__Given request__. Copy out all the lines exactly. Omit pictures.

__Stored data__.
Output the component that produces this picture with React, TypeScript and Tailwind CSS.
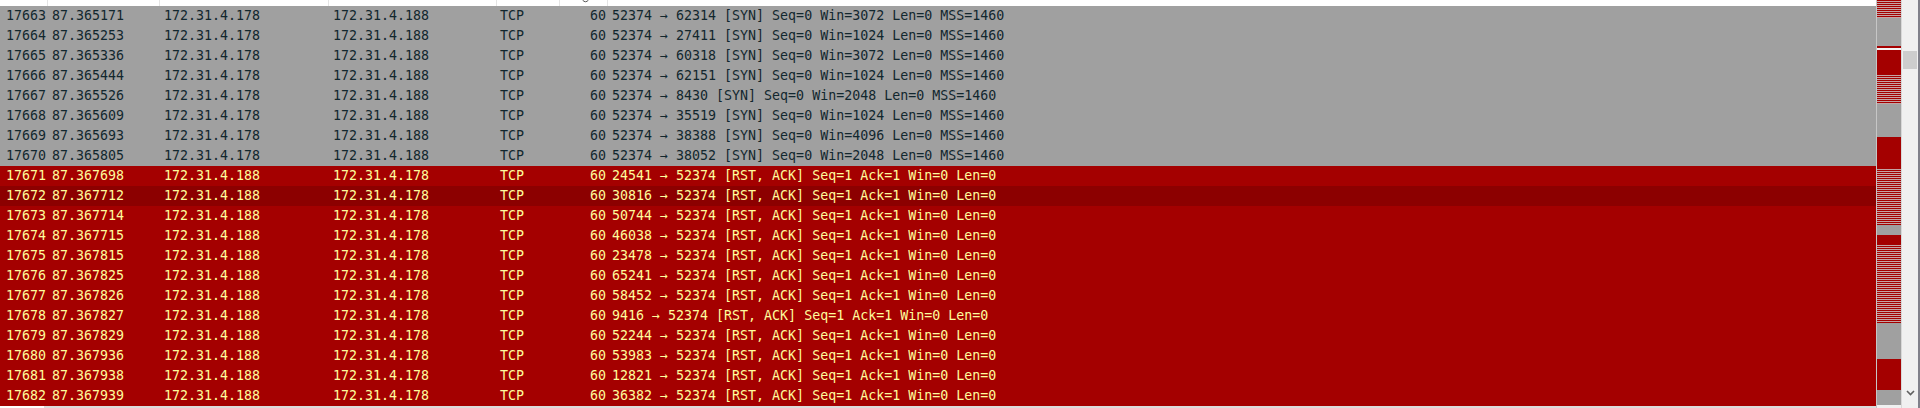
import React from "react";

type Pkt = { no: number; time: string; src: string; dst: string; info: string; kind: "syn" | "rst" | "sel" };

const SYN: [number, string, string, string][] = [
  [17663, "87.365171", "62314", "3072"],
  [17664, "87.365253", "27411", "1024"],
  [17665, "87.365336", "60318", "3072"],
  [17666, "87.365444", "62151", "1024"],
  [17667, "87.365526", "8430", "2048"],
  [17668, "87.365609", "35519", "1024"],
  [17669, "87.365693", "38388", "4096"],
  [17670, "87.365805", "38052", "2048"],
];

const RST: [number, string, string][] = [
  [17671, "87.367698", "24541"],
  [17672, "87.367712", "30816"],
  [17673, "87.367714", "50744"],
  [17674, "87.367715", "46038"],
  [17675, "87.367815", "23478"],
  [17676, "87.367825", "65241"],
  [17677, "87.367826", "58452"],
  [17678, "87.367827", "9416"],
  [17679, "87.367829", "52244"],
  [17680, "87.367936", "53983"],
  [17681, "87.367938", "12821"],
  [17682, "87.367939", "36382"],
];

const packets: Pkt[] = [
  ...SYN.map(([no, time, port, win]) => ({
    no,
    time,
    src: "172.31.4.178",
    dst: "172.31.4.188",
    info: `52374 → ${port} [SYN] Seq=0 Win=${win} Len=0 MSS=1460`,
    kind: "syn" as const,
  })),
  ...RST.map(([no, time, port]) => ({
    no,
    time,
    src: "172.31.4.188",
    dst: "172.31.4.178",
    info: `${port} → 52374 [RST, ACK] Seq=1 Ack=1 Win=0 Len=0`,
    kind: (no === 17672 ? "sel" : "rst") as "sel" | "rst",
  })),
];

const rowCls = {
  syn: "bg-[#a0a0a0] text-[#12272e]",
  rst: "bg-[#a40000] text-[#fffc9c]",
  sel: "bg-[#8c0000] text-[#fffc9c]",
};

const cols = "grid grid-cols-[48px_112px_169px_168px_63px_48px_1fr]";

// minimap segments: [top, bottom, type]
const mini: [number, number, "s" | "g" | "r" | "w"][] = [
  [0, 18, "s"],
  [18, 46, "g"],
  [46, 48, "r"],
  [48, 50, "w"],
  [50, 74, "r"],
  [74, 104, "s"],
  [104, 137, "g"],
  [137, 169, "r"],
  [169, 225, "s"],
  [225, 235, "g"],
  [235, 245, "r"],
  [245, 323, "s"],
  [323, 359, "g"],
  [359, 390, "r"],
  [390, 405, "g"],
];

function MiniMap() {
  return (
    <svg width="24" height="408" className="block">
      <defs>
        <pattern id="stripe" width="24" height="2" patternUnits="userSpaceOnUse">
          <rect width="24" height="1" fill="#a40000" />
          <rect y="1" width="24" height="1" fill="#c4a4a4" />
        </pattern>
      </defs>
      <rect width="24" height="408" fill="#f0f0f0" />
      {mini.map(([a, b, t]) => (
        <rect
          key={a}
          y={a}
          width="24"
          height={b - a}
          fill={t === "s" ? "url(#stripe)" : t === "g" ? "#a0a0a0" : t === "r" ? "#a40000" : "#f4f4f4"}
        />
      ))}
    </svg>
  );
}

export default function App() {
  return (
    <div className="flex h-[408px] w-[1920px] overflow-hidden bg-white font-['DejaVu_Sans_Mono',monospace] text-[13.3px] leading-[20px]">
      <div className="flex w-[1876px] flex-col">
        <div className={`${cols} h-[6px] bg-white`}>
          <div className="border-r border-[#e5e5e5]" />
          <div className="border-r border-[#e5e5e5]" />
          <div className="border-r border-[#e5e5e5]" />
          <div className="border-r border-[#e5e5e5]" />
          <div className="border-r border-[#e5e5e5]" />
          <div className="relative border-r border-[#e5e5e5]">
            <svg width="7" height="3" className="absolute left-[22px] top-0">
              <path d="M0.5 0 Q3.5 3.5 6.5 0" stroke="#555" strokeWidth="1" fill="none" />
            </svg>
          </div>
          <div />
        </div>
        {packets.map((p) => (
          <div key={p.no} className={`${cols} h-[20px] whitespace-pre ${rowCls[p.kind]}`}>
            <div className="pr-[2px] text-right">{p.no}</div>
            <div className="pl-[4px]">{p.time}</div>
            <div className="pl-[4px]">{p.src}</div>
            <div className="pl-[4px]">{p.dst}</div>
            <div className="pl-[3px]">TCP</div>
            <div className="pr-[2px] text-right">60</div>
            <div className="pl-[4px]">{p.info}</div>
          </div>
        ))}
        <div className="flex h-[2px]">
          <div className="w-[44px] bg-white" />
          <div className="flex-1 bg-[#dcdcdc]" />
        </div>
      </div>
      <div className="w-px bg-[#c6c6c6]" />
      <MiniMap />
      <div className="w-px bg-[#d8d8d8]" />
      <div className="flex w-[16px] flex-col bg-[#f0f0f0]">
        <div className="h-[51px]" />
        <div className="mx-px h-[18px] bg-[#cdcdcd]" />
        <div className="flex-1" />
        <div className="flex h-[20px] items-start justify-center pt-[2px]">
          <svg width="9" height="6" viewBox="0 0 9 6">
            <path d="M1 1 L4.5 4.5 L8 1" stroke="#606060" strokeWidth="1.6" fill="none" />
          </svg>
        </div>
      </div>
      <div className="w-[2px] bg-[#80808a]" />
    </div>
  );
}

__Exercise solution__.
Output the component that produces this picture with React, TypeScript and Tailwind CSS.
import React from "react";

type Pkt = { no: number; time: string; src: string; dst: string; info: string; kind: "syn" | "rst" | "sel" };

const SYN: [number, string, string, string][] = [
  [17663, "87.365171", "62314", "3072"],
  [17664, "87.365253", "27411", "1024"],
  [17665, "87.365336", "60318", "3072"],
  [17666, "87.365444", "62151", "1024"],
  [17667, "87.365526", "8430", "2048"],
  [17668, "87.365609", "35519", "1024"],
  [17669, "87.365693", "38388", "4096"],
  [17670, "87.365805", "38052", "2048"],
];

const RST: [number, string, string][] = [
  [17671, "87.367698", "24541"],
  [17672, "87.367712", "30816"],
  [17673, "87.367714", "50744"],
  [17674, "87.367715", "46038"],
  [17675, "87.367815", "23478"],
  [17676, "87.367825", "65241"],
  [17677, "87.367826", "58452"],
  [17678, "87.367827", "9416"],
  [17679, "87.367829", "52244"],
  [17680, "87.367936", "53983"],
  [17681, "87.367938", "12821"],
  [17682, "87.367939", "36382"],
];

const packets: Pkt[] = [
  ...SYN.map(([no, time, port, win]) => ({
    no,
    time,
    src: "172.31.4.178",
    dst: "172.31.4.188",
    info: `52374 → ${port} [SYN] Seq=0 Win=${win} Len=0 MSS=1460`,
    kind: "syn" as const,
  })),
  ...RST.map(([no, time, port]) => ({
    no,
    time,
    src: "172.31.4.188",
    dst: "172.31.4.178",
    info: `${port} → 52374 [RST, ACK] Seq=1 Ack=1 Win=0 Len=0`,
    kind: (no === 17672 ? "sel" : "rst") as "sel" | "rst",
  })),
];

const rowCls = {
  syn: "bg-[#a0a0a0] text-[#12272e]",
  rst: "bg-[#a40000] text-[#fffc9c]",
  sel: "bg-[#8c0000] text-[#fffc9c]",
};

const cols = "grid grid-cols-[48px_112px_169px_168px_63px_48px_1fr]";

// minimap segments: [top, bottom, type]
const mini: [number, number, "s" | "g" | "r" | "w"][] = [
  [0, 18, "s"],
  [18, 46, "g"],
  [46, 48, "r"],
  [48, 50, "w"],
  [50, 74, "r"],
  [74, 104, "s"],
  [104, 137, "g"],
  [137, 169, "r"],
  [169, 225, "s"],
  [225, 235, "g"],
  [235, 245, "r"],
  [245, 323, "s"],
  [323, 359, "g"],
  [359, 390, "r"],
  [390, 405, "g"],
];

function MiniMap() {
  return (
    <svg width="24" height="408" className="block">
      <defs>
        <pattern id="stripe" width="24" height="2" patternUnits="userSpaceOnUse">
          <rect width="24" height="1" fill="#a40000" />
          <rect y="1" width="24" height="1" fill="#c4a4a4" />
        </pattern>
      </defs>
      <rect width="24" height="408" fill="#f0f0f0" />
      {mini.map(([a, b, t]) => (
        <rect
          key={a}
          y={a}
          width="24"
          height={b - a}
          fill={t === "s" ? "url(#stripe)" : t === "g" ? "#a0a0a0" : t === "r" ? "#a40000" : "#f4f4f4"}
        />
      ))}
    </svg>
  );
}

export default function App() {
  return (
    <div className="flex h-[408px] w-[1920px] overflow-hidden bg-white font-['DejaVu_Sans_Mono',monospace] text-[13.3px] leading-[20px]">
      <div className="flex w-[1876px] flex-col">
        <div className={`${cols} h-[6px] bg-white`}>
          <div className="border-r border-[#e5e5e5]" />
          <div className="border-r border-[#e5e5e5]" />
          <div className="border-r border-[#e5e5e5]" />
          <div className="border-r border-[#e5e5e5]" />
          <div className="border-r border-[#e5e5e5]" />
          <div className="relative border-r border-[#e5e5e5]">
            <svg width="7" height="3" className="absolute left-[22px] top-0">
              <path d="M0.5 0 Q3.5 3.5 6.5 0" stroke="#555" strokeWidth="1" fill="none" />
            </svg>
          </div>
          <div />
        </div>
        {packets.map((p) => (
          <div key={p.no} className={`${cols} h-[20px] whitespace-pre ${rowCls[p.kind]}`}>
            <div className="pr-[2px] text-right">{p.no}</div>
            <div className="pl-[4px]">{p.time}</div>
            <div className="pl-[4px]">{p.src}</div>
            <div className="pl-[4px]">{p.dst}</div>
            <div className="pl-[3px]">TCP</div>
            <div className="pr-[2px] text-right">60</div>
            <div className="pl-[4px]">{p.info}</div>
          </div>
        ))}
        <div className="flex h-[2px]">
          <div className="w-[44px] bg-white" />
          <div className="flex-1 bg-[#dcdcdc]" />
        </div>
      </div>
      <div className="w-px bg-[#c6c6c6]" />
      <MiniMap />
      <div className="w-px bg-[#d8d8d8]" />
      <div className="flex w-[16px] flex-col bg-[#f0f0f0]">
        <div className="h-[51px]" />
        <div className="mx-px h-[18px] bg-[#cdcdcd]" />
        <div className="flex-1" />
        <div className="flex h-[20px] items-start justify-center pt-[2px]">
          <svg width="9" height="6" viewBox="0 0 9 6">
            <path d="M1 1 L4.5 4.5 L8 1" stroke="#606060" strokeWidth="1.6" fill="none" />
          </svg>
        </div>
      </div>
      <div className="w-[2px] bg-[#80808a]" />
    </div>
  );
}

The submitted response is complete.